Therein lies the US’s angst — Hamid Karzai appears eager to consolidate power and dilute US influence in Afghanistan.  To accomplish this, he needs the assistance of other regional powers — hence, the dialog with China, the invitation to Iran and the visit to Islamabad. He sees the benefits in ensuring an extended US stay in Afghanistan (the Americans are, after all, his primary financiers), but no longer desires to see the US as  the absolute dominant power in the country.

This is effectively the source of frustration in Washington.

As China, Pakistan and Iran prepare to step up engagement with Afghanistan, there are question marks about where the recent developments leave India.  While the Karzai government has in the past pressed New Delhi to play a larger role in the country, India has restricted its involvement in Afghanistan to providing humanitarian and  economic assistance.
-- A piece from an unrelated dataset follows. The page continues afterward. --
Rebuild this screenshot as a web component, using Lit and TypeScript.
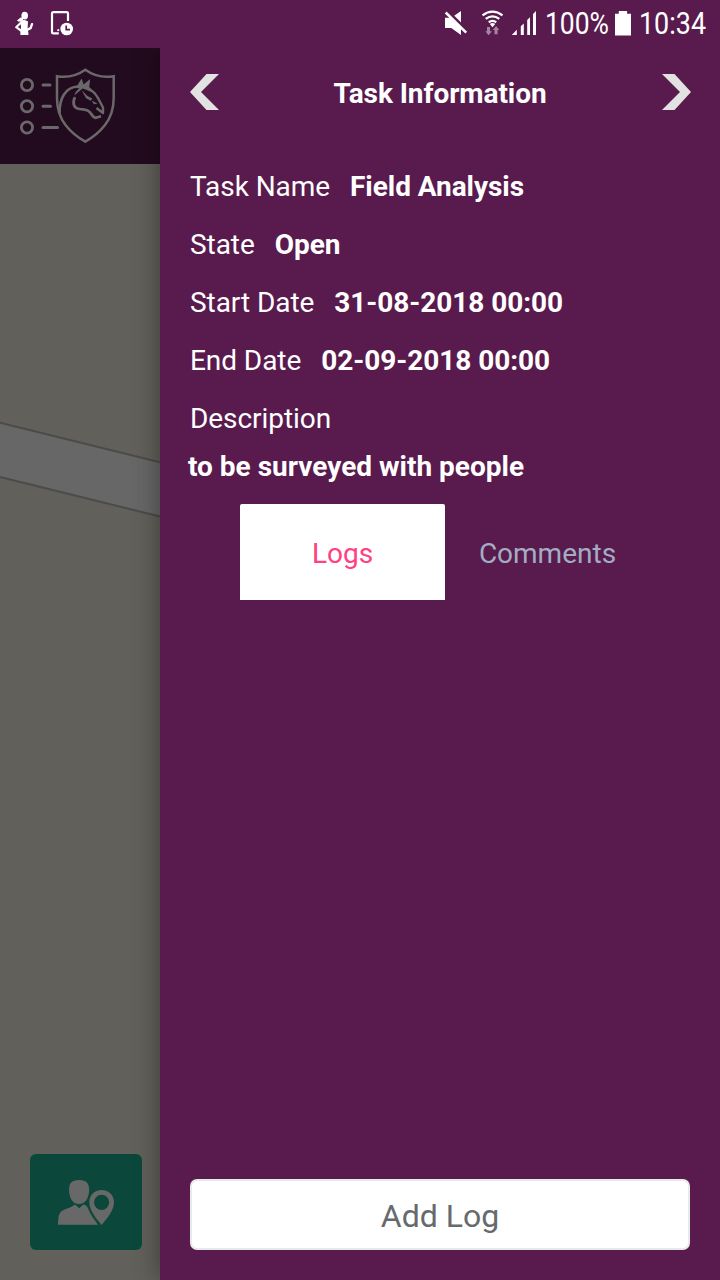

Frustrated, the Karzai regime now looks to hedge its bets elsewhere.

This puts India in a precarious position.  The prospects of a reemergence of a Russia-India-Iran order in Afghanistan aren’t great, given that Indo-Iranian relations are at a low.  But we’re still very far away from throwing in the towel.  There are significant caveats and complications in the Afghanistan-Pakistan-Iran relationship for it to become an order.

Both India and Iran share mutual interests in Afghanistan, and it is therefore imperative that Prime Minister Manmohan Singh’s government make amends for its folly at the IAEA. India’s attempts at revitalizing its relationship with Russia is a positive step — it is important that this relationship extend itself to securing both nations’ mutual interests in Afghanistan.

Ultimately, it is in India’s best interests that no one order — be it the US and its Western allies, or the Pakistan-Saudi-China triumvirate — dominate Afghanistan’s landscape.  This landscape will include the “unscrupulous” Mr. Karzai, and increasingly, warlords (affiliated as well as adversarial) and Taliban remnants.  India must therefore work with regional powers and political players to ensure that its interests in Afghanistan are protected, at a time when power equations in the war-torn nation are rapidly changing.